Some sort of super community that are searchable (i.e. not something Clientside) and span multiple servers. The fragmentation of having the same few communities everywhere is my biggest issue here.
In general I want more and better discoverability of communities anywhere.
option to get notifications when a post or a comment subtree gets a new comment. Especially (but not only) useful for your own posts, and for when you have commented on a topic whereyou are interested in not only the direct responses, but in the overall discussion.
to handle deleted content better: when a post or a comment is deleted, keep them openable, to still have the context readable
In frontends, I'd like to have the option to not show displaynames, or at least show real usernames next to displaynames.
If you want to reference a user using @username@instance syntax, you need to know their username, and while the displaynames can be cute, I've just never seen a really compelling argument for them. I also haven't seen anyone abusing them yet, but they seem likely to be trouble from a "trying to impersonate someone else" standpoint.
Ninja edits. A grace period where you can edit your comment without it showing it was edited. This is usually for typos and formatting mistakes that you notice right after posting your comment. A minute will do.
Alongside others mentioned (tags/flairs, multi-communities, keyword filtering, etc.) another feature I'd like to see added/improved is notification settings.
Something like...
In account settings:
Enable/disable all notifications.
Enable/disable post reply notifications.
Enable/disable comment reply notifications.

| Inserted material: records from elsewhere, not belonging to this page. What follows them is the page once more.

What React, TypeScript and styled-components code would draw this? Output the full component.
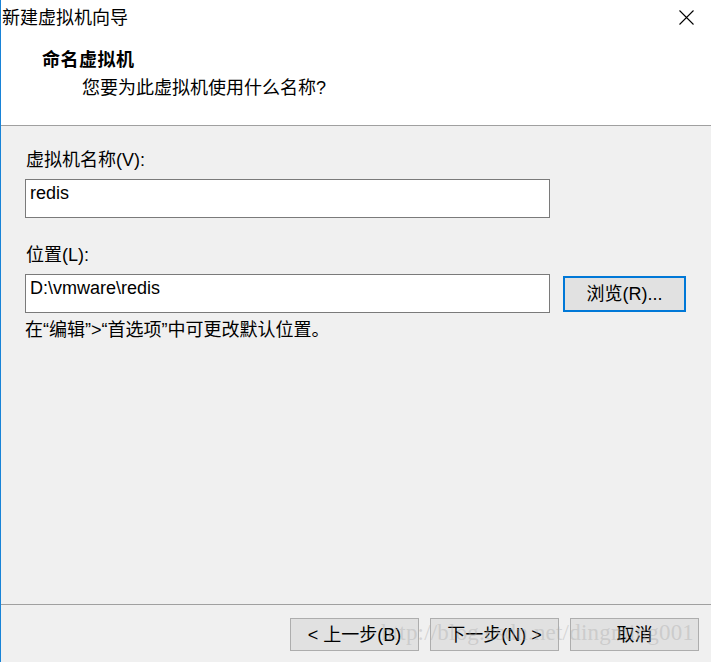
import React from 'react'
import styled, { createGlobalStyle } from 'styled-components'

const GlobalStyle = createGlobalStyle`
html, body {
    margin: 0;
    padding: 0;
    background: #f0f0f0;
}
* {
    box-sizing: border-box;
}
`;

const FONT = `"Liberation Sans", "Noto Sans CJK SC", sans-serif`;

const Window = styled.div`
    position: relative;
    width: 711px;
    height: 662px;
    display: flex;
    flex-direction: column;
    background: #f0f0f0;
    border-left: 1px solid #1883d7;
    font-family: ${FONT};
    font-size: 18px;
    color: #000;
    overflow: hidden;
`;

const Header = styled.div`
    background: #fff;
    height: 126px;
    border-bottom: 1px solid #a0a0a0;
    display: flex;
    flex-direction: column;
`;

const TitleBar = styled.div`
    height: 36px;
    display: flex;
    align-items: center;
    justify-content: space-between;
    padding-left: 1px;
    padding-right: 17px;
`;

const Title = styled.span`
    line-height: 36px;
`;

const Close = styled.div`
    width: 15px;
    height: 15px;
    margin-top: -2px;
    display: flex;
    svg {
        display: block;
    }
`;

const Heading = styled.div`
    margin-top: 12px;
    margin-left: 41px;
    font-weight: bold;
    letter-spacing: 0.5px;
    line-height: 24px;
`;

const SubHeading = styled.div`
    margin-top: 4px;
    margin-left: 81px;
    line-height: 24px;
`;

const Body = styled.div`
    flex: 1;
    padding: 22px 0 0 24px;
    display: flex;
    flex-direction: column;
`;

const Label = styled.div<{ top?: number }>`
    margin-top: ${({ top }) => (top ? top : 0)}px;
    padding-left: 1px;
    line-height: 24px;
`;

const Row = styled.div`
    display: flex;
    align-items: center;
    gap: 13px;
    margin-top: 7px;
`;

const Field = styled.div`
    width: 525px;
    height: 39px;
    background: #fff;
    border: 1px solid #7a7a7a;
    padding: 1px 0 0 4px;
    line-height: 24px;
    white-space: nowrap;
`;

const Button = styled.div<{ focused?: boolean }>`
    width: ${({ focused }) => (focused ? '123px' : '129px')};
    height: ${({ focused }) => (focused ? '36px' : '33px')};
    background: #e1e1e1;
    border: ${({ focused }) => (focused ? '2px solid #0078d7' : '1px solid #adadad')};
    display: flex;
    align-items: center;
    justify-content: center;
    line-height: 24px;
    white-space: nowrap;
`;

const Hint = styled.div`
    margin-top: 5px;
    line-height: 24px;
`;

const Footer = styled.div`
    height: 58px;
    border-top: 1px solid #a0a0a0;
    padding: 13px 12px 0 0;
    display: flex;
    justify-content: flex-end;
    gap: 11px;
`;

const Watermark = styled.div`
    position: absolute;
    left: 380px;
    top: 620px;
    font-family: "Liberation Serif", serif;
    font-size: 23px;
    letter-spacing: 0.2px;
    color: rgba(170, 170, 170, 0.4);
    white-space: nowrap;
    pointer-events: none;
`;

export default function App() {
    return (
        <>
            <GlobalStyle />
            <Window>
                <Header>
                    <TitleBar>
                        <Title>新建虚拟机向导</Title>
                        <Close>
                            <svg width="15" height="15" viewBox="0 0 15 15">
                                <path d="M0.5 0.5 L14.5 14.5 M14.5 0.5 L0.5 14.5" stroke="#000" strokeWidth="1.1" fill="none" />
                            </svg>
                        </Close>
                    </TitleBar>
                    <Heading>命名虚拟机</Heading>
                    <SubHeading>您要为此虚拟机使用什么名称?</SubHeading>
                </Header>
                <Body>
                    <Label>虚拟机名称(V):</Label>
                    <Row>
                        <Field>redis</Field>
                    </Row>
                    <Label top={25}>位置(L):</Label>
                    <Row>
                        <Field>D:\vmware\redis</Field>
                        <Button focused>浏览(R)...</Button>
                    </Row>
                    <Hint>在“编辑”&gt;“首选项”中可更改默认位置。</Hint>
                </Body>
                <Footer>
                    <Button>&lt; 上一步(B)</Button>
                    <Button>下一步(N) &gt;</Button>
                    <Button>取消</Button>
                </Footer>
                <Watermark>http://blog.csdn.net/dingming001</Watermark>
            </Window>
        </>
    )
}
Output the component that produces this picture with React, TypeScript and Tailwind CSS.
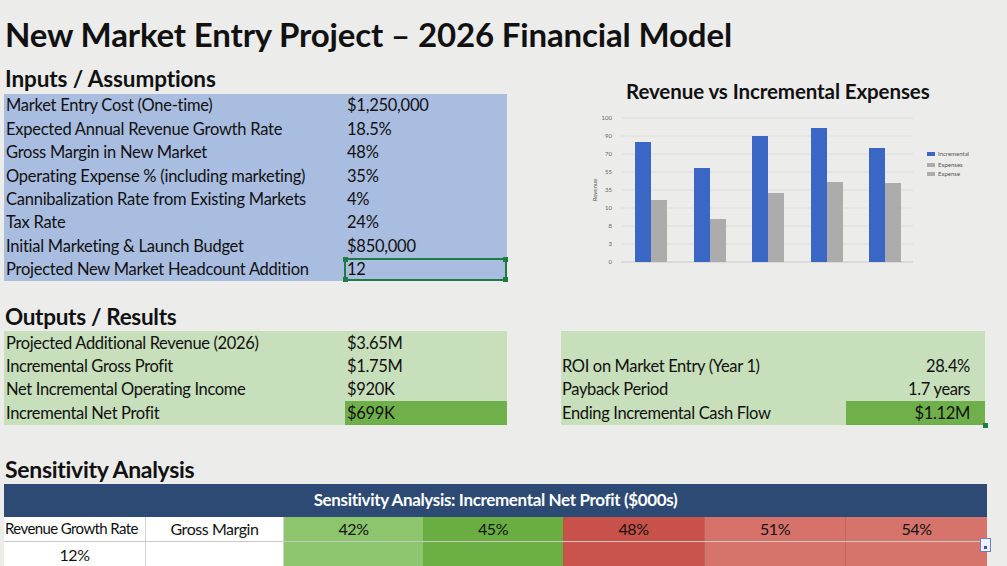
import React from "react";

const inputs: [string, string][] = [
  ["Market Entry Cost (One-time)", "$1,250,000"],
  ["Expected Annual Revenue Growth Rate", "18.5%"],
  ["Gross Margin in New Market", "48%"],
  ["Operating Expense % (including marketing)", "35%"],
  ["Cannibalization Rate from Existing Markets", "4%"],
  ["Tax Rate", "24%"],
  ["Initial Marketing & Launch Budget", "$850,000"],
  ["Projected New Market Headcount Addition", "12"],
];

const outputsLeft: [string, string][] = [
  ["Projected Additional Revenue (2026)", "$3.65M"],
  ["Incremental Gross Profit", "$1.75M"],
  ["Net Incremental Operating Income", "$920K"],
  ["Incremental Net Profit", "$699K"],
];

const outputsRight: [string, string][] = [
  ["", ""],
  ["ROI on Market Entry (Year 1)", "28.4%"],
  ["Payback Period", "1.7 years"],
  ["Ending Incremental Cash Flow", "$1.12M"],
];

function Chart() {
  const gridTop = 8;
  const gridBottom = 152;
  const step = (gridBottom - gridTop) / 8;
  const labels = ["100", "90", "70", "55", "35", "10", "8", "3", "0"];
  const bars = [
    { x: 50, b: 32, g: 90 },
    { x: 109, b: 58, g: 109 },
    { x: 167, b: 26, g: 83 },
    { x: 226, b: 18, g: 72 },
    { x: 284, b: 38, g: 73 },
  ];
  return (
    <svg width="422" height="160" viewBox="0 0 422 160" className="block">
      {labels.map((l, i) => (
        <g key={i}>
          <line
            x1={36}
            x2={328}
            y1={gridTop + i * step}
            y2={gridTop + i * step}
            stroke={i === 8 ? "#c8c8c8" : "#dcdcdc"}
            strokeWidth={1}
          />
          <text
            x={27}
            y={gridTop + i * step + 2}
            fontSize="6"
            fill="#666"
            textAnchor="end"
            fontFamily="Lato, sans-serif"
          >
            {l}
          </text>
        </g>
      ))}
      <text
        x={12}
        y={80}
        fontSize="6"
        fill="#555"
        textAnchor="middle"
        fontFamily="Lato, sans-serif"
        transform="rotate(-90 12 80)"
      >
        Revenue
      </text>
      {bars.map((bar, i) => (
        <g key={i}>
          <rect x={bar.x} y={bar.b} width={16} height={gridBottom - bar.b} fill="#3a66c4" />
          <rect x={bar.x + 16} y={bar.g} width={16} height={gridBottom - bar.g} fill="#acacac" />
        </g>
      ))}
      <rect x={342} y={42} width={8} height={4} fill="#3a66c4" />
      <text x={353} y={46} fontSize="6" fill="#555" fontFamily="Lato, sans-serif">Incremental</text>
      <rect x={342} y={53} width={8} height={4} fill="#acacac" />
      <text x={353} y={57} fontSize="6" fill="#555" fontFamily="Lato, sans-serif">Expenses</text>
      <rect x={342} y={62} width={8} height={4} fill="#acacac" />
      <text x={353} y={66} fontSize="6" fill="#555" fontFamily="Lato, sans-serif">Expense</text>
    </svg>
  );
}

export default function App() {
  return (
    <div
      className="w-[1007px] h-[566px] overflow-hidden bg-[#ececeb] text-[#111] relative"
      style={{ fontFamily: "Lato, 'Noto Sans', sans-serif" }}
    >
      <div className="pl-[5px] pt-[14px] h-[60px] text-[33px] font-bold leading-[40px] tracking-[-0.15px] whitespace-nowrap">
        New Market Entry Project – 2026 Financial Model
      </div>

      <div className="flex">
        <div className="w-[508px] pl-[4px]">
          <div className="pl-[1px] h-[34px] text-[22.5px] font-bold leading-[38px] tracking-[-0.1px] whitespace-nowrap">
            Inputs / Assumptions
          </div>
          <div className="bg-[#a9bde0] w-[503px]">
            {inputs.map(([k, v], i) => (
              <div key={i} className="flex h-[23.4px] items-center text-[16.5px] leading-none tracking-[-0.25px] whitespace-nowrap">
                <div className="w-[340px] pl-[2px]">{k}</div>
                <div className="relative flex-1 h-full flex items-center pl-[3px]">
                  {i === inputs.length - 1 && (
                    <div className="absolute left-0 right-0 top-0 bottom-0 border-2 border-[#1f7a43]">
                      <div className="absolute -left-[3px] -top-[3px] w-[5px] h-[5px] bg-[#1f7a43]" />
                      <div className="absolute -right-[3px] -top-[3px] w-[5px] h-[5px] bg-[#1f7a43]" />
                      <div className="absolute -left-[3px] -bottom-[3px] w-[5px] h-[5px] bg-[#1f7a43]" />
                      <div className="absolute -right-[3px] -bottom-[3px] w-[5px] h-[5px] bg-[#1f7a43]" />
                    </div>
                  )}
                  <span className="relative">{v}</span>
                </div>
              </div>
            ))}
          </div>
        </div>
        <div className="flex-1 flex flex-col pt-[16px]">
          <div className="h-[34px] pl-[118px] text-[20.5px] font-bold leading-[30px] tracking-[-0.1px] whitespace-nowrap">
            Revenue vs Incremental Expenses
          </div>
          <div className="pl-[77px]">
            <Chart />
          </div>
        </div>
      </div>

      <div className="pl-[5px] pt-[22px] h-[50px] text-[22.5px] font-bold leading-[28px] tracking-[-0.3px] whitespace-nowrap">
        Outputs / Results
      </div>
      <div className="flex pl-[4px] gap-[54px]">
        <div className="w-[503px] bg-[#c7dfba]">
          {outputsLeft.map(([k, v], i) => (
            <div key={i} className="flex h-[23.4px] items-center text-[16.5px] leading-none tracking-[-0.35px] whitespace-nowrap">
              <div className="w-[341px] pl-[2px]">{k}</div>
              <div
                className={
                  "flex-1 h-full flex items-center pl-[2px] " +
                  (i === 3 ? "bg-[#6fb04a]" : "")
                }
              >
                {v}
              </div>
            </div>
          ))}
        </div>
        <div className="w-[424px] bg-[#c7dfba] relative">
          {outputsRight.map(([k, v], i) => (
            <div key={i} className="flex h-[23.4px] items-center text-[16.5px] leading-none tracking-[-0.35px] whitespace-nowrap">
              <div className="w-[285px] pl-[1px]">{k}</div>
              <div
                className={
                  "flex-1 h-full flex items-center justify-end pr-[15px] " +
                  (i === 3 ? "bg-[#6fb04a]" : "")
                }
              >
                {v}
              </div>
            </div>
          ))}
          <div className="absolute -right-[3px] -bottom-[3px] w-[5px] h-[5px] bg-[#1f7a43]" />
        </div>
      </div>

      <div className="pl-[5px] pt-[30px] h-[59px] text-[23px] font-bold leading-[29px] tracking-[-0.3px] whitespace-nowrap">
        Sensitivity Analysis
      </div>
      <div className="ml-[4px] w-[983px]">
        <div className="h-[33px] bg-[#2c4a73] text-white text-[17px] font-bold flex items-center justify-center tracking-[-0.35px] whitespace-nowrap">
          Sensitivity Analysis: Incremental Net Profit ($000s)
        </div>
        <div className="flex h-[25px] text-[16px] tracking-[-0.45px] border-b border-[#c9c9c9] whitespace-nowrap">
          <div className="w-[142px] bg-white flex items-center pl-[1px] border-r border-[#d0d0d0] text-[15px] tracking-[-0.6px]">Revenue Growth Rate</div>
          <div className="w-[138px] bg-white flex items-center justify-center border-r border-[#d0d0d0]">Gross Margin</div>
          <div className="w-[139px] bg-[#8cc56c] flex items-center justify-center">42%</div>
          <div className="w-[140px] bg-[#6aae42] flex items-center justify-center">45%</div>
          <div className="w-[142px] bg-[#c8514a] flex items-center justify-center border-r border-[#b9655e]">48%</div>
          <div className="w-[141px] bg-[#d6726a] flex items-center justify-center border-r border-[#c0645d]">51%</div>
          <div className="flex-1 bg-[#d6736b] flex items-center justify-center">54%</div>
        </div>
        <div className="flex h-[26px] text-[16px] tracking-[-0.45px] relative">
          <div className="w-[142px] bg-white flex items-center justify-center border-r border-[#d0d0d0]">12%</div>
          <div className="w-[138px] bg-white border-r border-[#d0d0d0]" />
          <div className="w-[139px] bg-[#8ec66f]" />
          <div className="w-[140px] bg-[#6cb045]" />
          <div className="w-[142px] bg-[#c9544c] border-r border-[#b9655e]" />
          <div className="w-[141px] bg-[#d6746b] border-r border-[#c0645d]" />
          <div className="flex-1 bg-[#d6746c]" />
          <div className="absolute right-[-4px] top-[-4px] w-[11px] h-[14px] bg-[#eef1fa] border border-[#6b7fc4] flex items-end justify-center">
            <div className="w-[3px] h-[3px] bg-[#3b54a8] mb-[2px]" />
          </div>
        </div>
      </div>
    </div>
  );
}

For others' posts/comments and per posts/comments:
Enable/disable post reply notifications.
Enable/disable comment reply notifications.

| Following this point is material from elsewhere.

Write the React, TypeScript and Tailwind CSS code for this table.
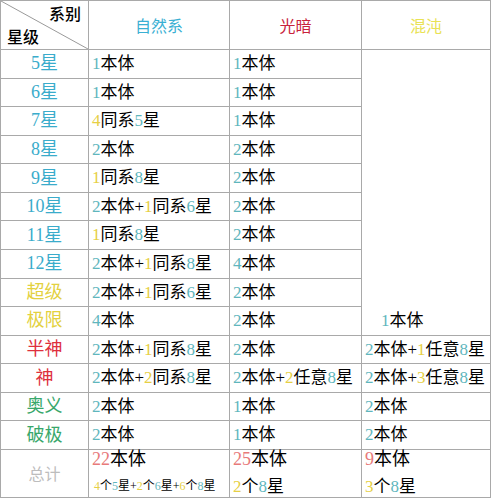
import React from 'react';

const COLORS: Record<string, string> = {
  t: '#5fb6bd', // teal digits
  y: '#e6cf45', // yellow digits
  r: '#e87a7a', // totals
};

// "{t2}本体+{y1}同系{t8}星" -> coloured pieces
function Rich({ text }: { text: string }) {
  const parts: React.ReactNode[] = [];
  const re = /\{([a-z])([^}]*)\}/g;
  let last = 0;
  let m: RegExpExecArray | null;
  let k = 0;
  while ((m = re.exec(text))) {
    if (m.index > last) parts.push(<span key={k++}>{text.slice(last, m.index)}</span>);
    parts.push(
      <span key={k++} style={{ color: COLORS[m[1]] }}>
        {m[2]}
      </span>
    );
    last = m.index + m[0].length;
  }
  if (last < text.length) parts.push(<span key={k++}>{text.slice(last)}</span>);
  return <>{parts}</>;
}

interface Row {
  label: string;
  labelColor: string;
  nature: string;
  light: string;
  chaos?: string;
}

const rows: Row[] = [
  { label: '5星', labelColor: 'text-[#3aaccb]', nature: '{t1}本体', light: '{t1}本体' },
  { label: '6星', labelColor: 'text-[#3aaccb]', nature: '{t1}本体', light: '{t1}本体' },
  { label: '7星', labelColor: 'text-[#3aaccb]', nature: '{y4}同系{t5}星', light: '{t1}本体' },
  { label: '8星', labelColor: 'text-[#3aaccb]', nature: '{t2}本体', light: '{t2}本体' },
  { label: '9星', labelColor: 'text-[#3aaccb]', nature: '{y1}同系{t8}星', light: '{t2}本体' },
  { label: '10星', labelColor: 'text-[#3aaccb]', nature: '{t2}本体+{y1}同系{t6}星', light: '{t2}本体' },
  { label: '11星', labelColor: 'text-[#3aaccb]', nature: '{y1}同系{t8}星', light: '{t2}本体' },
  { label: '12星', labelColor: 'text-[#3aaccb]', nature: '{t2}本体+{y1}同系{t8}星', light: '{t4}本体' },
  { label: '超级', labelColor: 'text-[#e3d13f]', nature: '{t2}本体+{y1}同系{t6}星', light: '{t2}本体' },
  { label: '极限', labelColor: 'text-[#e3d13f]', nature: '{t4}本体', light: '{t2}本体' },
  {
    label: '半神',
    labelColor: 'text-[#de2f3d]',
    nature: '{t2}本体+{y1}同系{t8}星',
    light: '{t2}本体',
    chaos: '{t2}本体+{y1}任意{t8}星',
  },
  {
    label: '神',
    labelColor: 'text-[#de2f3d]',
    nature: '{t2}本体+{y2}同系{t8}星',
    light: '{t2}本体+{y2}任意{t8}星',
    chaos: '{t2}本体+{y3}任意{t8}星',
  },
  { label: '奥义', labelColor: 'text-[#38a76b]', nature: '{t2}本体', light: '{t1}本体', chaos: '{t2}本体' },
  { label: '破极', labelColor: 'text-[#38a76b]', nature: '{t2}本体', light: '{t1}本体', chaos: '{t2}本体' },
];

const font = { fontFamily: '"Liberation Serif", "Noto Sans CJK SC", serif' };
const sans = { fontFamily: '"Noto Sans CJK SC", "Noto Sans", sans-serif' };

export default function App() {
  return (
    <div className="bg-white w-[493px] h-[500px]" style={font}>
      <div className="grid w-[491px] h-[498px] bg-[#a9a9a9] p-px gap-px grid-cols-[87px_140px_131px_128px] grid-rows-[48px_repeat(14,minmax(0,1fr))_47px] text-[17px] text-black">
        {/* header */}
        <div className="relative bg-white text-[16px]" style={sans}>
          <svg className="absolute inset-0" width="87" height="48">
            <line x1="0" y1="0" x2="87" y2="48" stroke="#9a9a9a" strokeWidth="1" />
          </svg>
          <span className="absolute right-[7px] top-[0px] font-medium">系别</span>
          <span className="absolute left-[6px] bottom-[1px] font-medium">星级</span>
        </div>
        <div className="bg-white flex items-center justify-center text-[16px] text-[#3ab0d3]" style={sans}>
          自然系
        </div>
        <div className="bg-white flex items-center justify-center text-[16px] text-[#c8223b]" style={sans}>
          光暗
        </div>
        <div className="bg-white flex items-center justify-center text-[16px] text-[#e9e255]" style={sans}>
          混沌
        </div>

        {rows.map((r, i) => (
          <React.Fragment key={r.label}>
            <div className={`bg-white flex items-center justify-center text-[18px] ${r.labelColor}`}>{r.label}</div>
            <div className="bg-white flex items-center pl-[3px] whitespace-nowrap">
              <Rich text={r.nature} />
            </div>
            <div className="bg-white flex items-center pl-[3px] whitespace-nowrap">
              <Rich text={r.light} />
            </div>
            {i === 0 && (
              <div className="bg-white row-span-10 flex items-end pl-[19px] whitespace-nowrap">
                <div className="h-[27.5px] flex items-center">
                  <Rich text="{t1}本体" />
                </div>
              </div>
            )}
            {r.chaos && (
              <div className="bg-white flex items-center pl-[3px] whitespace-nowrap">
                <Rich text={r.chaos} />
              </div>
            )}
          </React.Fragment>
        ))}

        {/* totals */}
        <div className="bg-white flex items-center justify-center text-[16px] text-[#bdbdbd]" style={sans}>
          总计
        </div>
        <div className="bg-white flex flex-col justify-center pl-[3px] whitespace-nowrap">
          <div className="text-[18px] leading-[27px]">
            <Rich text="{r22}本体" />
          </div>
          <div className="text-[12px] leading-[27px] pl-[2px]">
            <Rich text="{y4}个{t5}星+{y2}个{t6}星+{y6}个{t8}星" />
          </div>
        </div>
        <div className="bg-white flex flex-col justify-center pl-[3px] whitespace-nowrap">
          <div className="text-[18px] leading-[27px]">
            <Rich text="{r25}本体" />
          </div>
          <div className="leading-[27px]">
            <Rich text="{y2}个{t8}星" />
          </div>
        </div>
        <div className="bg-white flex flex-col justify-center pl-[3px] whitespace-nowrap">
          <div className="text-[18px] leading-[27px]">
            <Rich text="{r9}本体" />
          </div>
          <div className="leading-[27px]">
            <Rich text="{y3}个{t8}星" />
          </div>
        </div>
      </div>
    </div>
  );
}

With those settings you could more easily tune out all notifications or only opt into those you'd like to see, and opt out of those you're done with (say your post/comment got popular and you've had your fill from the replies).
Unrelated to notification settings, it would also be nice to be able to block communities from the front page via the ... More menu in the default web UI.
Back-up/failover instances for communities and users.
Every user and every admin of a community should be able to assign a failover instance in case the main instance goes down temporarily or permanently. All relevant data (posts, upvotes, settings, password hashes, mod log) would be permanently syched so you could just switch over in case of a downtime and most importantly, no content would be lost.
If you implement a feature to set the failover instance as your new main instance, that would also implicitly allow you to migrate users and communities elsewhere.
Consolidation of communities with a sort of overlay.
Mods can choose to mirror the whole community. This way you can have a sort of unified community happening between instances instead of happening on each island.
Also mods can move a discussion if needed.
Just recently I have seen a three separate discussions across three different c/technology communities.
Lemmy does pretty much everything I want from this medium of communication. Wishlist features would be:
A better way of linking posts, I see that there is an extenstion that fixes this issue but it would be nice for new users if this was built in
Account migrations
Multi Communities
A way to assign a #tag to a community. For example If I make c/MMA then I would want every post there to federate with the tag #MMA and every post tagged #MMA to show up in c/MMA
A way of scheduling posts within lemmy.
Maybe a little icon that shows where things are being posted from. So if I see a user with a mastodon showing up in the feed with a formatting mistake ill know why.
An option to follow a thread so you can be notified of all new comments even when its not your thread.
It would be nice for instances to have a monthly server cost that tracks donations. I couldnt find any examples except reddit but something like this sitting in the sidebar would help show users how much these stuff all costs. There could be one for instances and development cost goals.
Ability to see and export the posts and comments I upvoted and downvoted
Polls with configurable restrictions (ex: only allow subscribed members of the community to vote from the date the poll was published, single-choice or multiple choices, restricted to local instance)
Tags for posts and users inside a community
Have a table for rules, and have those rules show up when creating a report
A lemmy:// (or fediverse://) protocol, to make linking content, users, communities, etc more universal across instances, apps, etc
I've said before, but part of my biggest gripe with Lemmy is the process of curating a decent feed. A lot of new users will see the mess of posts in All, including political extremists, an ever growing list of fetish porn communities, and bottom of the barrel shitposts, and they won't be interested in spending a couple hours blocking and subscribing to things before the feed is usable.
One way to address this is to give instance admins better tools to curate a default subscriptions and block list for their users. Allow admins to create what they think is the most accessible feed, but also allow users to customize it as they see fit.
Add technical depth by allowing communities to select a default "sort by most recent comment" like a forum. This is the key difference between ADHD content that focuses on time versus forums that focus on depth. Then find a way to integrate these deep threads into the Allfeed. Bridge the gap between forums with depth and PITA user names versus link aggregators with ADHD but recent info and broad scope.
Ability to search Saved Posts, and RSS for them too like Reddit has.
I save a lot of handy things on Lemmy but it’s really difficult to find them again later. It also seems to sort by original post creation date instead of when I saved them so this makes it even more difficult to find later.
Detect AI prompts attached to images and not strip them from images on upload the way other EXIF data is.
Stripping EXIF location data to help keep people from being doxxed is one thing, but AI image generators try to make images with metadata to indicate that the images are AI generated, which helps avoid using them for training and lets people inspect how images are created. As of now, that gets stripped on upload. It's particularly obnoxious over in !imageai@sh.itjust.works.
EDIT: Even nicer would be the option to leave EXIF location data attached, and merely warn a user at upload time about location data and provide the option to strip it, as I can certainly imagine communities where people would really like to be able to include precise location data with their images.